START Data segment
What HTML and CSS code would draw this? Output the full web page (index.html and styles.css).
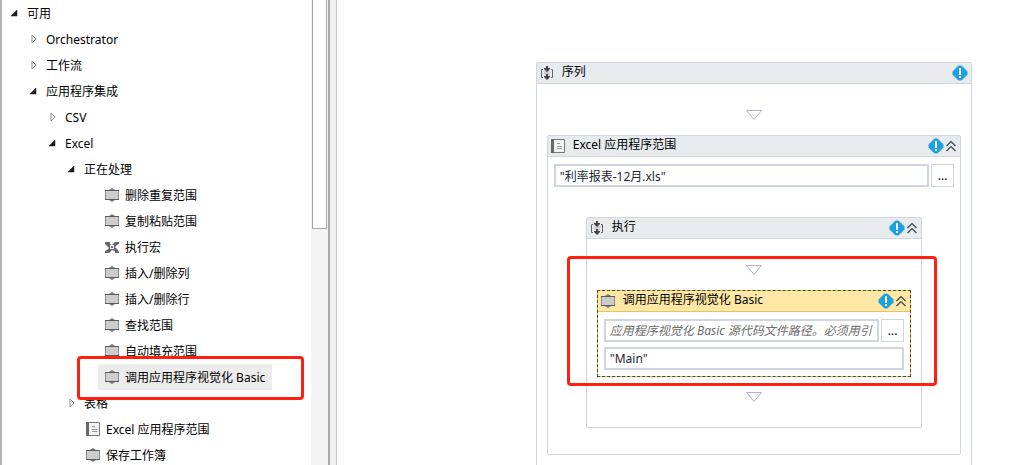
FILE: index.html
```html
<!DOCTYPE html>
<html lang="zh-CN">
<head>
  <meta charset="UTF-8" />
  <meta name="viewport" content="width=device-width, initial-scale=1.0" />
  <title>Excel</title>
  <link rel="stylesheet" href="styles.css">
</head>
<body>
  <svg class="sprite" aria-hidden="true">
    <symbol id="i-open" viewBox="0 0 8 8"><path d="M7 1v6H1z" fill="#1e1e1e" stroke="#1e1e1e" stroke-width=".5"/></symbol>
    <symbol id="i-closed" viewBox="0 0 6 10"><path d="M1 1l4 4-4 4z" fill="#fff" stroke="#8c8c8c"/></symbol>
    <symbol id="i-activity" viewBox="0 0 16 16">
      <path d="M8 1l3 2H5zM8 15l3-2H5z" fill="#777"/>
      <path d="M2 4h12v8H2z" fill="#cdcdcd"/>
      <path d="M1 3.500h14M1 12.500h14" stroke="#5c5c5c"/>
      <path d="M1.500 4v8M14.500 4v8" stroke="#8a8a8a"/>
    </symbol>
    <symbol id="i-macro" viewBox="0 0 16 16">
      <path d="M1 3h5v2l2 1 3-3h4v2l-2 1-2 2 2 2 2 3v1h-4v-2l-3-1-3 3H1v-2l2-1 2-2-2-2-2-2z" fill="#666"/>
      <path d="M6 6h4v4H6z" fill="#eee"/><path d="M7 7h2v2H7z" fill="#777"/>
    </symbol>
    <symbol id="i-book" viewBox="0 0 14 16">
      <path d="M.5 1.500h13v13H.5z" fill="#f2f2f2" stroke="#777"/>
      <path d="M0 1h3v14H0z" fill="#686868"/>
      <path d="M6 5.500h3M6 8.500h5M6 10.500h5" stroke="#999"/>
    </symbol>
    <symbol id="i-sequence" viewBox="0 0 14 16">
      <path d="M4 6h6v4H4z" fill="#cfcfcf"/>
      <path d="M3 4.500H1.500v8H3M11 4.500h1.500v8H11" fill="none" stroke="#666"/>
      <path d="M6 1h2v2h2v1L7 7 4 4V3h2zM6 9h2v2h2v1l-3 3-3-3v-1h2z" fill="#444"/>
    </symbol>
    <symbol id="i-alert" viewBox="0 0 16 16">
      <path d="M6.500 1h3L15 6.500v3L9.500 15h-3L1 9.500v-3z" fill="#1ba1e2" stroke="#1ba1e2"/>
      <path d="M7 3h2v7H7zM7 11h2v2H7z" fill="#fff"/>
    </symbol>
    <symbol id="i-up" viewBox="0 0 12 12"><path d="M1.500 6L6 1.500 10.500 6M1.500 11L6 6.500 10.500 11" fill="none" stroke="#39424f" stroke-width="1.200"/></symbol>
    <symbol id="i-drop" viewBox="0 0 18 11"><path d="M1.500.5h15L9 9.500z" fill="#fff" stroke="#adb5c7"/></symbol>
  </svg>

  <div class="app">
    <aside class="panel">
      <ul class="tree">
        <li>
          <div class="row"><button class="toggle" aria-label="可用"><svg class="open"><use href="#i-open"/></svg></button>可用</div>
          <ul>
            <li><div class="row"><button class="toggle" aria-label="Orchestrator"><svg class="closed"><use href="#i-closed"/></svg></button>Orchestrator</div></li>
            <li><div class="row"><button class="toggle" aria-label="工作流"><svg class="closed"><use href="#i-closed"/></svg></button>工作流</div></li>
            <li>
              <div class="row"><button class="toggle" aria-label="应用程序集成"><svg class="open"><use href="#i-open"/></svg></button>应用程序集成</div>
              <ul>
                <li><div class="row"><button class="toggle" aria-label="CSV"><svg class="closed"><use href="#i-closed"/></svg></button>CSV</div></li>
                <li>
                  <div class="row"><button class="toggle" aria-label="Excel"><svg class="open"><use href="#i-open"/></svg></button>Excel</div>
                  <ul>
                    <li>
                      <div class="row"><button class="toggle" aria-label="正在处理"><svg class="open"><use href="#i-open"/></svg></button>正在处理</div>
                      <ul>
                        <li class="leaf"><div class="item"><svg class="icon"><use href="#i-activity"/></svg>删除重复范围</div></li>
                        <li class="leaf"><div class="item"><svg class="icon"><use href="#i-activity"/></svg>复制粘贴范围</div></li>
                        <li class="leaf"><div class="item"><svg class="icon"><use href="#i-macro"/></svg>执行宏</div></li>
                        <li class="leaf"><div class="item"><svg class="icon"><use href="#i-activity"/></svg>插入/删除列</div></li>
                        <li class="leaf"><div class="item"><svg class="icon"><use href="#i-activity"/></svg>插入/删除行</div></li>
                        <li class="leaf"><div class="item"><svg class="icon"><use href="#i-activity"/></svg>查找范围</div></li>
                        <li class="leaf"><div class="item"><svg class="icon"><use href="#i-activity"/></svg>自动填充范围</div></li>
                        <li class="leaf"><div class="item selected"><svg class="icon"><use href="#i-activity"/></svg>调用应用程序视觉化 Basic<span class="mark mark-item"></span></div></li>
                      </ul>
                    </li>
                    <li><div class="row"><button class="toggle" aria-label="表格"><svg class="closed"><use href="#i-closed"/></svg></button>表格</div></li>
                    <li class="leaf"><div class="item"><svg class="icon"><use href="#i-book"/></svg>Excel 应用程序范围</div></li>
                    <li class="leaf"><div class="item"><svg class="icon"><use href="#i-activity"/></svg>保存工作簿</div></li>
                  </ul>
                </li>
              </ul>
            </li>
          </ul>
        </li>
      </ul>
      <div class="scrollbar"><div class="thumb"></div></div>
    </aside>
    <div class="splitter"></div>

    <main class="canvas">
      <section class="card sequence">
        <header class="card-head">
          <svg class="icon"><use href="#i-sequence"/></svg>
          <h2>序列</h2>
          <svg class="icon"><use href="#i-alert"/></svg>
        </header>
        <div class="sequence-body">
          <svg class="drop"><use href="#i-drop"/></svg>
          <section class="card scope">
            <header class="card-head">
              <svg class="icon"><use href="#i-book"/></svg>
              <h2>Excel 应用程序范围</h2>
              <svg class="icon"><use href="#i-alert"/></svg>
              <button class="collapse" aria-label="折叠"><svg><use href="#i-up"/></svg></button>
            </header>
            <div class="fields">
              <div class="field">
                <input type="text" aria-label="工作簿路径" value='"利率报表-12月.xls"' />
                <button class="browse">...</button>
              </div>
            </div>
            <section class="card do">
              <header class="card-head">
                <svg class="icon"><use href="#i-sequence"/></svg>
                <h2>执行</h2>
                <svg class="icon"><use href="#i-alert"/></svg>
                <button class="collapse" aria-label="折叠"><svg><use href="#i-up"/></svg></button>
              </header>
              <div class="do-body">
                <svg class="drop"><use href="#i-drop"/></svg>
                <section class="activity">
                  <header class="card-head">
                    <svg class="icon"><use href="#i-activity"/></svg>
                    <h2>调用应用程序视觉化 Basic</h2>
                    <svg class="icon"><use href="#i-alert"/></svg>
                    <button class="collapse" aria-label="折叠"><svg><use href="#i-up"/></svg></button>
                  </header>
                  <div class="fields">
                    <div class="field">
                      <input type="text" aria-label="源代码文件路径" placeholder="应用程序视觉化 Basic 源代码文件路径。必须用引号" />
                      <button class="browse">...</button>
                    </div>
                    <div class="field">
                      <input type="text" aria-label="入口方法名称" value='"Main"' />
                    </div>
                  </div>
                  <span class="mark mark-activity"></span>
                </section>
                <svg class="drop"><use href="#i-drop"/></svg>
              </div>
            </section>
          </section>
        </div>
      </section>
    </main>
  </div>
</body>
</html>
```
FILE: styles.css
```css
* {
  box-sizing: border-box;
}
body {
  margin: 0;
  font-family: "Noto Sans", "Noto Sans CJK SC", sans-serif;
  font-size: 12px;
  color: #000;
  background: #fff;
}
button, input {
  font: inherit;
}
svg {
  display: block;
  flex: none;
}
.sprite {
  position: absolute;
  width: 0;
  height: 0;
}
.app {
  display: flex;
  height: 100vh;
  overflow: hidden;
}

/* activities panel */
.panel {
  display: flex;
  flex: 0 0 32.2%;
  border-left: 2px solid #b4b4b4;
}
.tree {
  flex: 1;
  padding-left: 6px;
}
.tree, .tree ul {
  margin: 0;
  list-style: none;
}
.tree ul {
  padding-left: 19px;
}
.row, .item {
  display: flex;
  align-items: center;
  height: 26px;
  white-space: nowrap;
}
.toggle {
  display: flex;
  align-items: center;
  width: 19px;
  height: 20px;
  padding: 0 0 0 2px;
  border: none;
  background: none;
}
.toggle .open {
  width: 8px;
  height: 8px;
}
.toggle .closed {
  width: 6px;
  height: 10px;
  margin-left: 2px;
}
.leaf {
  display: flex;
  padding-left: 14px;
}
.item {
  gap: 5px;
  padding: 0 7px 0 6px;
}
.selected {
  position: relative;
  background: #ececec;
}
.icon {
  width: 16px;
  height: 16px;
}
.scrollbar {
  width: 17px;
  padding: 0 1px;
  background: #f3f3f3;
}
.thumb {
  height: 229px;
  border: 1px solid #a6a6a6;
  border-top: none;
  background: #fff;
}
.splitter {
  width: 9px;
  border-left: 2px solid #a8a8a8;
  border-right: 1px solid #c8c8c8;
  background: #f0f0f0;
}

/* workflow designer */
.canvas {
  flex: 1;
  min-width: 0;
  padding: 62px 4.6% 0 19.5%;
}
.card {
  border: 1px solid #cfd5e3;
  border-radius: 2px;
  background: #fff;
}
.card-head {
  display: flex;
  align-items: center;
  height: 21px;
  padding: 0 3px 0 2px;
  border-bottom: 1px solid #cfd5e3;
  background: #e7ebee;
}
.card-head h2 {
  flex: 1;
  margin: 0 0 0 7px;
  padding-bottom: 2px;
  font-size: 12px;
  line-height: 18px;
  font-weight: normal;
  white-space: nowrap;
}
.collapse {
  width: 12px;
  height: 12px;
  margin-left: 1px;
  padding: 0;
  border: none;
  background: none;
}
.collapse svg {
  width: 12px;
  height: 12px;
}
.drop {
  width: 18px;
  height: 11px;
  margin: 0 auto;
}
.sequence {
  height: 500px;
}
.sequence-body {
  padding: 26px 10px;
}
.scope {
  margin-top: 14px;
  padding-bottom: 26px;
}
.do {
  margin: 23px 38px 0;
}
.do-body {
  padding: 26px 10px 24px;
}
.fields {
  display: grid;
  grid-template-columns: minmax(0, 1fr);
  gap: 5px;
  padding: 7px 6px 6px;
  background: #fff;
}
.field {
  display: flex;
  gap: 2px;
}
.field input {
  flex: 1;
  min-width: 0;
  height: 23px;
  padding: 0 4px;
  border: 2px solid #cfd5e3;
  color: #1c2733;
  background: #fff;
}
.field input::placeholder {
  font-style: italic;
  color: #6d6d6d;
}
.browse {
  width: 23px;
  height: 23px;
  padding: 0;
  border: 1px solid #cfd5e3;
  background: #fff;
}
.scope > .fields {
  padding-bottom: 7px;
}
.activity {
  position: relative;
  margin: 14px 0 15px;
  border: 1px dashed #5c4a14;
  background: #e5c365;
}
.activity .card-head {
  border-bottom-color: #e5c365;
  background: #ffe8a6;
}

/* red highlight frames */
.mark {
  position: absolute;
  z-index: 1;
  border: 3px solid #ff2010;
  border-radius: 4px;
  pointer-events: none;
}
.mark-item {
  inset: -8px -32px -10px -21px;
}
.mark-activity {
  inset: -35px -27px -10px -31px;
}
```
END Data segment
#### Task details
Identify every line holding the word "index" and copy it out.

#### Output of the exercise
What HTML and CSS code would draw this? Output the full web page (index.html and styles.css).
FILE: index.html
  z-index: 1;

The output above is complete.